### LISTED RECORDS

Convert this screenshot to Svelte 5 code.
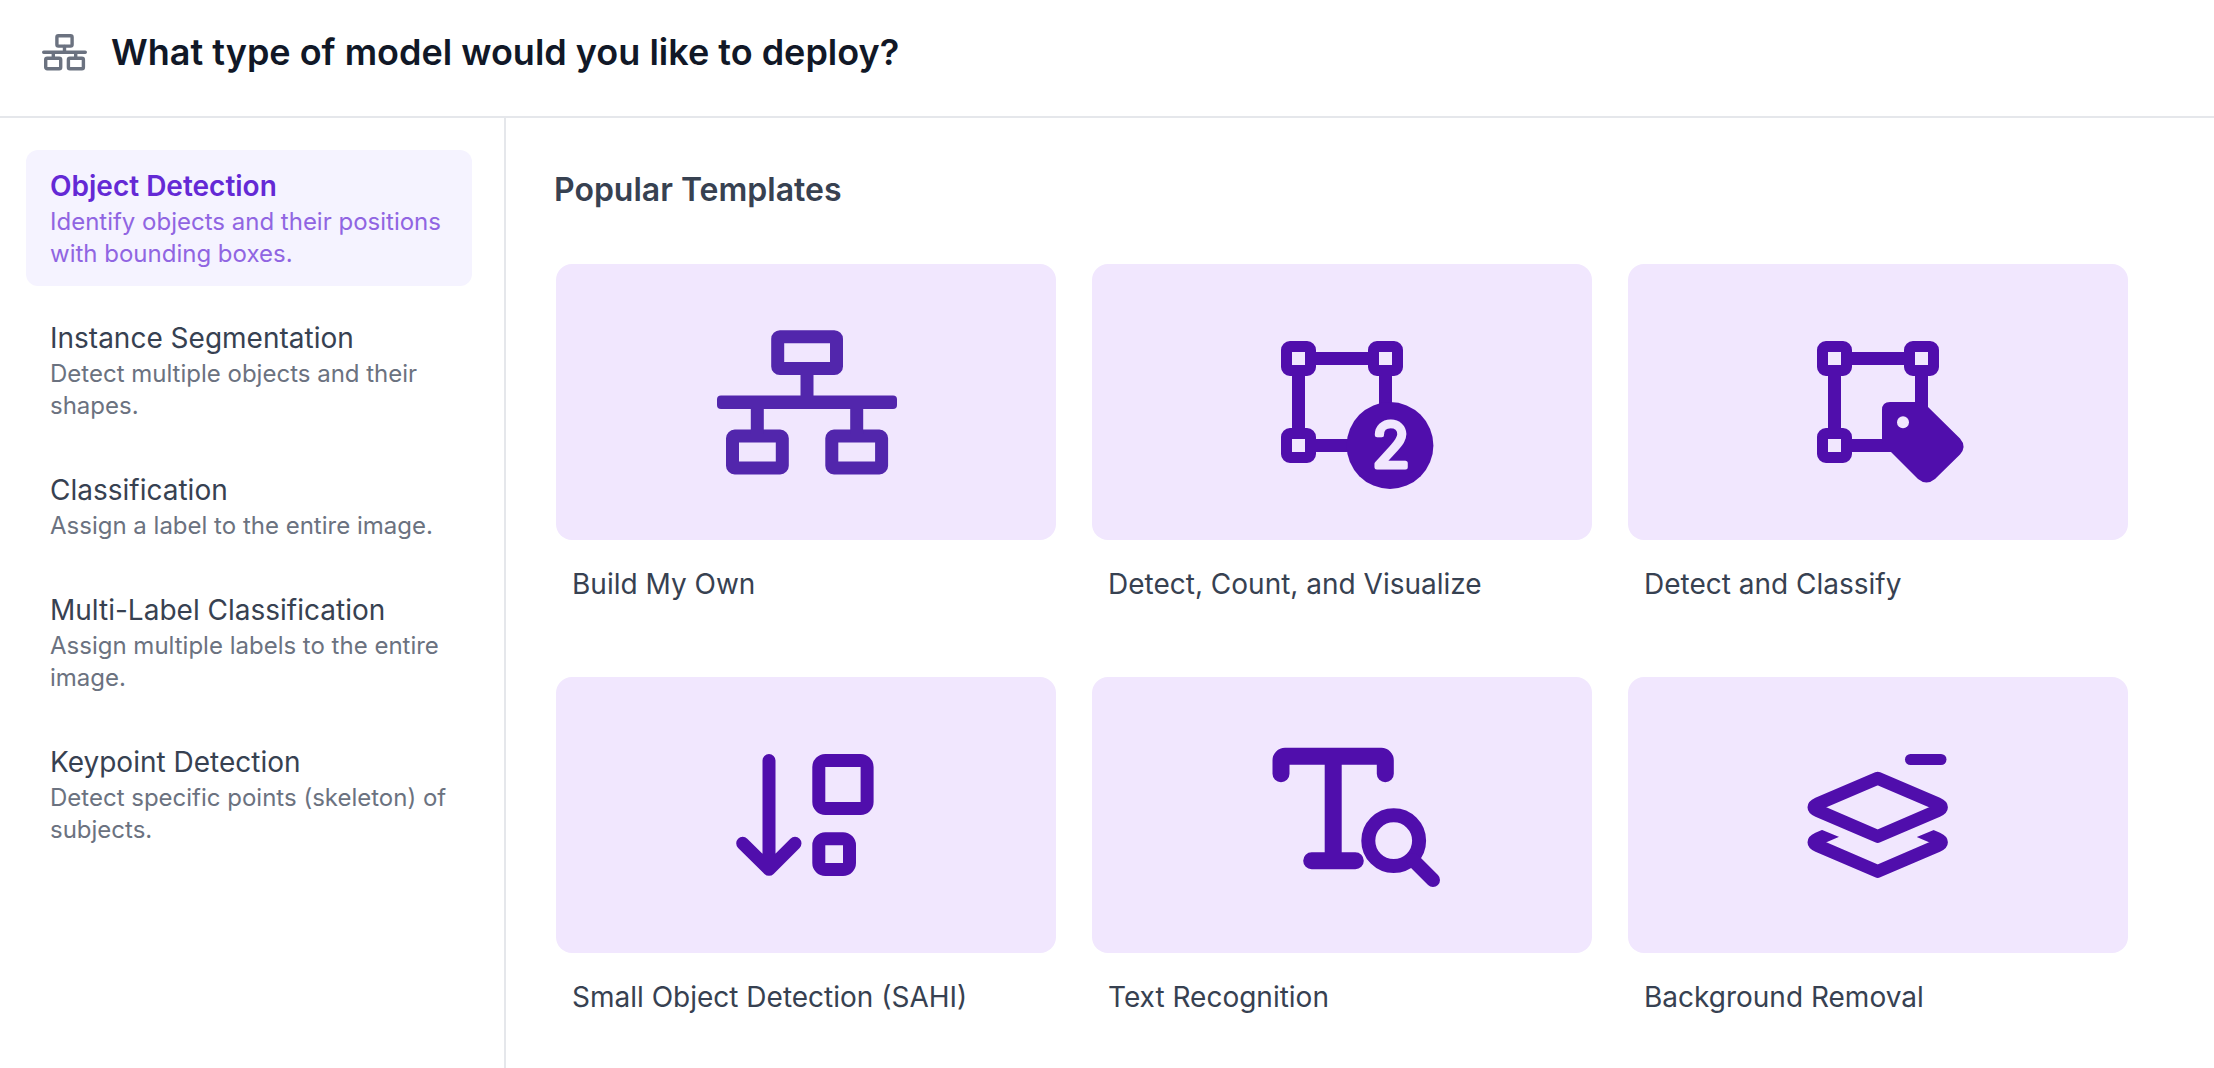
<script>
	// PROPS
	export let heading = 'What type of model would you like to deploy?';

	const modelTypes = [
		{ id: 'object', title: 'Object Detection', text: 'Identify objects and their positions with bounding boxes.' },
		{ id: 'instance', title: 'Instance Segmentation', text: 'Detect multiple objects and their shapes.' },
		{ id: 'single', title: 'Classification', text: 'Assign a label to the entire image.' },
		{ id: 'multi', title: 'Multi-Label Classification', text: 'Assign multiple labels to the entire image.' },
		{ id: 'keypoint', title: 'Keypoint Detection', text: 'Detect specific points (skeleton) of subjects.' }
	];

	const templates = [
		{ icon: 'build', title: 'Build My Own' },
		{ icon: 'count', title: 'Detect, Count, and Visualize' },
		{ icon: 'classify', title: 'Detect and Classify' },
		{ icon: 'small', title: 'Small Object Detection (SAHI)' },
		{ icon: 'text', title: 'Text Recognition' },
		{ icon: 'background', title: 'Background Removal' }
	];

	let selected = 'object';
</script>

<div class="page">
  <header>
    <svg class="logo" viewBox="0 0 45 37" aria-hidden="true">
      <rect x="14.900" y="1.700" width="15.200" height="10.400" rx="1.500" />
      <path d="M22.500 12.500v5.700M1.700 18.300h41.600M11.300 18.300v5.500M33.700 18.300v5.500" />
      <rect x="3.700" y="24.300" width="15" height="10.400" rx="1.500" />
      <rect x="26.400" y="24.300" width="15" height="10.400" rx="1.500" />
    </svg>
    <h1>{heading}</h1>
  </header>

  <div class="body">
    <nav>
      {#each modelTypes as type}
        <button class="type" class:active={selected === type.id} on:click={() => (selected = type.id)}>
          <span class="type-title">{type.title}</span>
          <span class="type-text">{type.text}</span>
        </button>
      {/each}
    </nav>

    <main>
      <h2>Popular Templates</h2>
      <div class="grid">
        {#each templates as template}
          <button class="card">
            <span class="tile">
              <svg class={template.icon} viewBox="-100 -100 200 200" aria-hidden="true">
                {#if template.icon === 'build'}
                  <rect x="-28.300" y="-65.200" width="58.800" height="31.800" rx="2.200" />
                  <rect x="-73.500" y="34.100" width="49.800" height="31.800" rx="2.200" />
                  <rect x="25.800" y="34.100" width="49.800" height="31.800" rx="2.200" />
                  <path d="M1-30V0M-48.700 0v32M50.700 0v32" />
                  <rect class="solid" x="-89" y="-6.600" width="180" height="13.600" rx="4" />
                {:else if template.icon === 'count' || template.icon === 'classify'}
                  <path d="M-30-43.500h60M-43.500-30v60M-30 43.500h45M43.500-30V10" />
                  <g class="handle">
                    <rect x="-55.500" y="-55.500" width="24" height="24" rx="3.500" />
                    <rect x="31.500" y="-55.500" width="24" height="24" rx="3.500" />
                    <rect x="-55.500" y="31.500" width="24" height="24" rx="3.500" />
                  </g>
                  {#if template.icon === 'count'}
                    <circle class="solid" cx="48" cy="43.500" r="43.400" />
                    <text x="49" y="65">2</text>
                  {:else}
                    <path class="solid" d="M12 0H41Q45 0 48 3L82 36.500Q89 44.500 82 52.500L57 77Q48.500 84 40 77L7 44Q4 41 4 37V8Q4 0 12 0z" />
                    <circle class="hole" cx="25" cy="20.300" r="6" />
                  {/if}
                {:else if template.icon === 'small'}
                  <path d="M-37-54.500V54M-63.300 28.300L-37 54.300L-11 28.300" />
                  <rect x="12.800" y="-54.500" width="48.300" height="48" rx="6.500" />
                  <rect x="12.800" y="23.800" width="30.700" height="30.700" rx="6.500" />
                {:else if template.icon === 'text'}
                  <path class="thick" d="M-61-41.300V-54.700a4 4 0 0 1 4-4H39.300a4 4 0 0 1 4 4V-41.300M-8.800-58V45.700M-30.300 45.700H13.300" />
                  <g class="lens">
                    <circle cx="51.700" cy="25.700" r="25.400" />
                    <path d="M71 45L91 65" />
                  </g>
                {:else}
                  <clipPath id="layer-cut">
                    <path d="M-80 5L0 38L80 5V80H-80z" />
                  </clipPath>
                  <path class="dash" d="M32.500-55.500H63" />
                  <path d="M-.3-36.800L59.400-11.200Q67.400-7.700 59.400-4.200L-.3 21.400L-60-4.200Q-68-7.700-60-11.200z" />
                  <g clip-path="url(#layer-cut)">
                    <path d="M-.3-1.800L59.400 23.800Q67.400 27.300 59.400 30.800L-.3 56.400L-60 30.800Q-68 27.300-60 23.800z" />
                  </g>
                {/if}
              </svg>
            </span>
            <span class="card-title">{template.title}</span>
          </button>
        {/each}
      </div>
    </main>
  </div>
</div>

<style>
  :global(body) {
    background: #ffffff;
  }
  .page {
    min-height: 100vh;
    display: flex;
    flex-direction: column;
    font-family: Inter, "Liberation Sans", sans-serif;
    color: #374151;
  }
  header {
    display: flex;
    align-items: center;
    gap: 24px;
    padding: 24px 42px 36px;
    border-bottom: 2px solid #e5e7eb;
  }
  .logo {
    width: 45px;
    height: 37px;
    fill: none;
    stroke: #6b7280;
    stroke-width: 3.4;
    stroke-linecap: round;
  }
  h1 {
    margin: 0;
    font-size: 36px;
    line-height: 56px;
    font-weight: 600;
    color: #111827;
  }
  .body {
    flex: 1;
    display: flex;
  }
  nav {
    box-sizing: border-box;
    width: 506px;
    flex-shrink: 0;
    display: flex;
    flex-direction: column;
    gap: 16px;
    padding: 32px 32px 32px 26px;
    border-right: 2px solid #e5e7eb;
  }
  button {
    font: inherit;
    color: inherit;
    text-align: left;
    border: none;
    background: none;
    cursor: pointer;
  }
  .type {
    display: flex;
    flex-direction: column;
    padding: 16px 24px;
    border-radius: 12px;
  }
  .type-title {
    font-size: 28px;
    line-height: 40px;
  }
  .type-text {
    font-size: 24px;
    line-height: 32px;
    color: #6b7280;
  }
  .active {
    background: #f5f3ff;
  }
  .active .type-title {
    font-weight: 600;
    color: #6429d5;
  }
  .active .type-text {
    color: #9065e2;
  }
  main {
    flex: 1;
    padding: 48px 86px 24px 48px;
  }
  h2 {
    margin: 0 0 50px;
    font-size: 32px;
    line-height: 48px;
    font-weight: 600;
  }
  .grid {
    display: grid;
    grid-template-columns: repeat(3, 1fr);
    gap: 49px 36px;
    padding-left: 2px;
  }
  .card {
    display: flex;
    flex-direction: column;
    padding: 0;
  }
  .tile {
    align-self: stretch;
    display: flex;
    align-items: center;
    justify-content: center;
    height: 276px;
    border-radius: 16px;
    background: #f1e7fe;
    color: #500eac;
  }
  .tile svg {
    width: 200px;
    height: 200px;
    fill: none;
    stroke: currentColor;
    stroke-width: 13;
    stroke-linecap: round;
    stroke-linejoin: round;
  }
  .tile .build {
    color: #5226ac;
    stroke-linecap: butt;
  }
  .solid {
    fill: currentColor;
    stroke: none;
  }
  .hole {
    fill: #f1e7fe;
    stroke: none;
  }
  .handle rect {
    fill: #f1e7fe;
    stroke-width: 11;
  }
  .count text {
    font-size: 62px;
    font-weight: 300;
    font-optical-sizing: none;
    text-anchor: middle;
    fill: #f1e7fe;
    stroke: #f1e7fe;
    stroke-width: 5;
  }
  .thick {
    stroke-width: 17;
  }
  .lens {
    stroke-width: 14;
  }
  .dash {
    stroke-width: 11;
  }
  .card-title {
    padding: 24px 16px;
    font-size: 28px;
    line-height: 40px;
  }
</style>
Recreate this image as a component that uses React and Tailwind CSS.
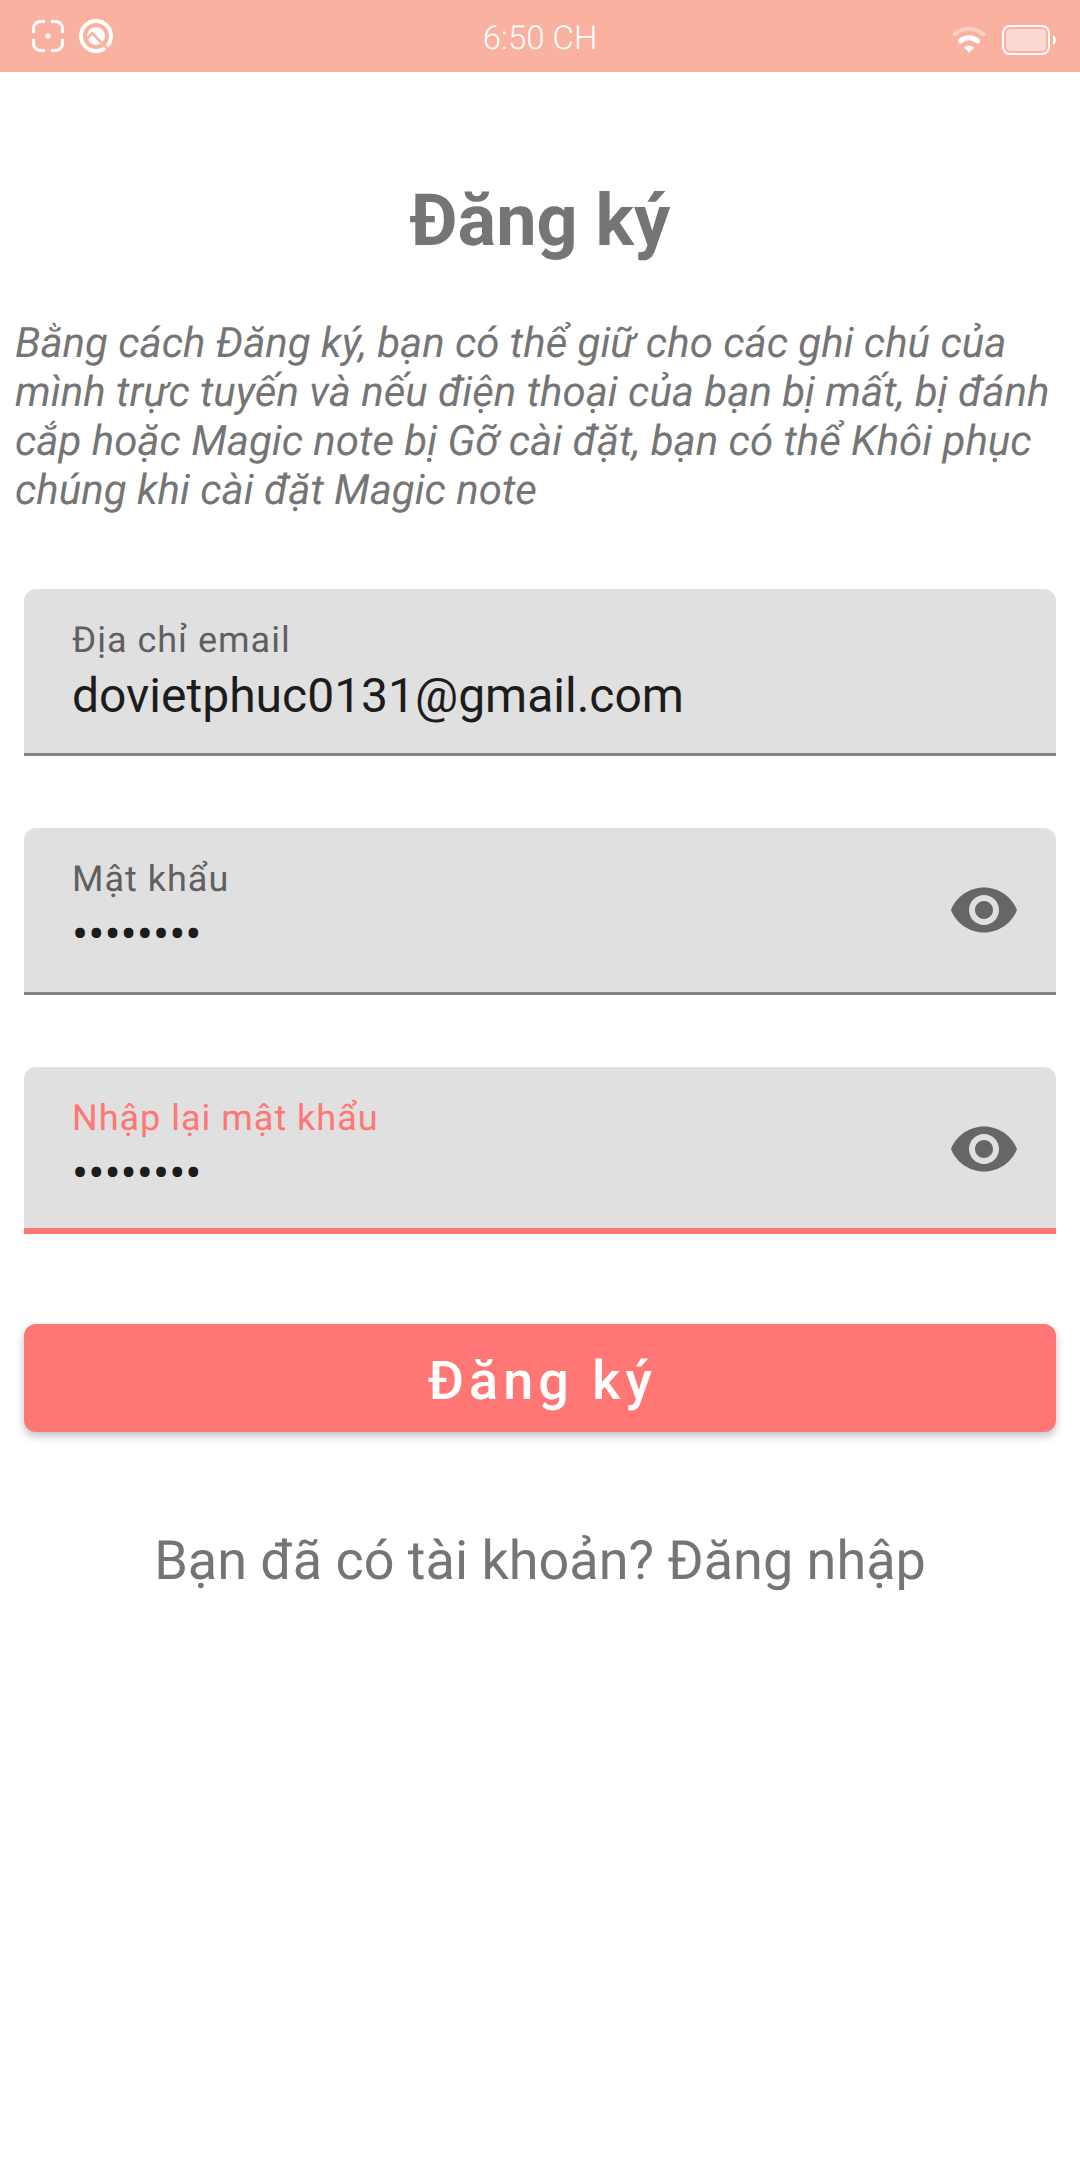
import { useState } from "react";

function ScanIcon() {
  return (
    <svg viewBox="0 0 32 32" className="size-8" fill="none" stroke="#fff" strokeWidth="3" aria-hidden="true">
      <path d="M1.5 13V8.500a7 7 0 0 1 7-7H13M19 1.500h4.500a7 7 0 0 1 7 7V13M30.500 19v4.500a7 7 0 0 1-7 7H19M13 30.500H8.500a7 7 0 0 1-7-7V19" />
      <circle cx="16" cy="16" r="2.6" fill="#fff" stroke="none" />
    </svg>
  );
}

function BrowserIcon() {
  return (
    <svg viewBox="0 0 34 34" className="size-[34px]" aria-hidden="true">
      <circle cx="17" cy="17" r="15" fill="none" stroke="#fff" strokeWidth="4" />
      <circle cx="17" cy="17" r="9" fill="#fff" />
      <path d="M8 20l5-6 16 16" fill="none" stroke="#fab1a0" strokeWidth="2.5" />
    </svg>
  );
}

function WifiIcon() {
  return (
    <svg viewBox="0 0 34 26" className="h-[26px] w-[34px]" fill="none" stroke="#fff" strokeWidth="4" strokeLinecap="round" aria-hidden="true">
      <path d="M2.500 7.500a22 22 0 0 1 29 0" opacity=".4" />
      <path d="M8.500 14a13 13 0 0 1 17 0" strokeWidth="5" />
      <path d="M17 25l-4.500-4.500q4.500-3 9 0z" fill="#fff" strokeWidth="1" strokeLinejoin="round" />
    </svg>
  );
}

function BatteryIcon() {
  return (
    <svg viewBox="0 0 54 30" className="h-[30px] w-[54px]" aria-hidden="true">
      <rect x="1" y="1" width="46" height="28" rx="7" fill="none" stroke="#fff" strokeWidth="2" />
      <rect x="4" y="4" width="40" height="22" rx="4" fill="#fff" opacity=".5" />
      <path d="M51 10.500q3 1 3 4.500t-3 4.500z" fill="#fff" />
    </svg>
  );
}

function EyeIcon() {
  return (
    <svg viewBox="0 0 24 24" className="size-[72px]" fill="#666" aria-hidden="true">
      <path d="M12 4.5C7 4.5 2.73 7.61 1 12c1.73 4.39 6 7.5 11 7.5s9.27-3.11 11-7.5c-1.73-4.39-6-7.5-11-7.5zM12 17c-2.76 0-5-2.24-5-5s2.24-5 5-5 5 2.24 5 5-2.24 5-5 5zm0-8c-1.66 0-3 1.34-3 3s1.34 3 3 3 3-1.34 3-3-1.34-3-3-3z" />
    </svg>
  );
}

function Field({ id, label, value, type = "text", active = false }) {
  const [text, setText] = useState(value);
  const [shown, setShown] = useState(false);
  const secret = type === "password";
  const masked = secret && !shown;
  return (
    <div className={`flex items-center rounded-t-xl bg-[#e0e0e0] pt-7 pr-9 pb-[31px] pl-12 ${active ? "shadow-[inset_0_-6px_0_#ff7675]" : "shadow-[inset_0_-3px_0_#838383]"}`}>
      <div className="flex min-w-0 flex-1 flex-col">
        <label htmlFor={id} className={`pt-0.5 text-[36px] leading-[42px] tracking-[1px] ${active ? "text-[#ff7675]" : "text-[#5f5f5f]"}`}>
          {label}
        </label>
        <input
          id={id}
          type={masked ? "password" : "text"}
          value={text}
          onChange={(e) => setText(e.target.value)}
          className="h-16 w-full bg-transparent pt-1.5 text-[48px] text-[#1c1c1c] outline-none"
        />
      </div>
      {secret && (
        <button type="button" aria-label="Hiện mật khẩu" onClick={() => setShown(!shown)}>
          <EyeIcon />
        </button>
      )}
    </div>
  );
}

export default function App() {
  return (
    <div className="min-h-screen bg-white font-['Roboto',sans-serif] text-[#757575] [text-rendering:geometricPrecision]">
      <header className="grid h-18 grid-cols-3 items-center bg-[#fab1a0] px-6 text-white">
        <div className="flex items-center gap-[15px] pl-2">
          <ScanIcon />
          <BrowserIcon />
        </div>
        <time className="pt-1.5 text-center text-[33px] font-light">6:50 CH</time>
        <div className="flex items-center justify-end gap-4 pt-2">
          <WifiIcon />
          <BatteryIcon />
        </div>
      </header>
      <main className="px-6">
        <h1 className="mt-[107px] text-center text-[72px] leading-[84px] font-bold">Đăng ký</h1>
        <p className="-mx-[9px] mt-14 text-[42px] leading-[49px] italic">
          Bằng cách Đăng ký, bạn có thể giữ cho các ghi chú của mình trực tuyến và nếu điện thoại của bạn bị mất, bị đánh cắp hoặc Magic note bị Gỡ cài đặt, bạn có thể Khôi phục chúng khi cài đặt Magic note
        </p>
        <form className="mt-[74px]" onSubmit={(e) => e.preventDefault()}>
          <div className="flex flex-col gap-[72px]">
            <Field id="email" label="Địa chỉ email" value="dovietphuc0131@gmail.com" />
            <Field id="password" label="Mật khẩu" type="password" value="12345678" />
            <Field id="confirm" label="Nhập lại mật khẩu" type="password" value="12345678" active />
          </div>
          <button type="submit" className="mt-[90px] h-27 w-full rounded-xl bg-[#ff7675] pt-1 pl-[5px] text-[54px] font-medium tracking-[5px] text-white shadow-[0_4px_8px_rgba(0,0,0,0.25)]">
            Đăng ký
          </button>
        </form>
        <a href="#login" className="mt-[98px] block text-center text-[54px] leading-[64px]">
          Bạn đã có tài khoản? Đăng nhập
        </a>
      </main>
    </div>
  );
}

### OBJECTIVE
Repeat only what lies between the start of the data and the end of the line containing "export let heading", exactly, with pictures left out.

### FINISHED EXERCISE
Convert this screenshot to Svelte 5 code.
<script>
	// PROPS
	export let heading = 'What type of model would you like to deploy?';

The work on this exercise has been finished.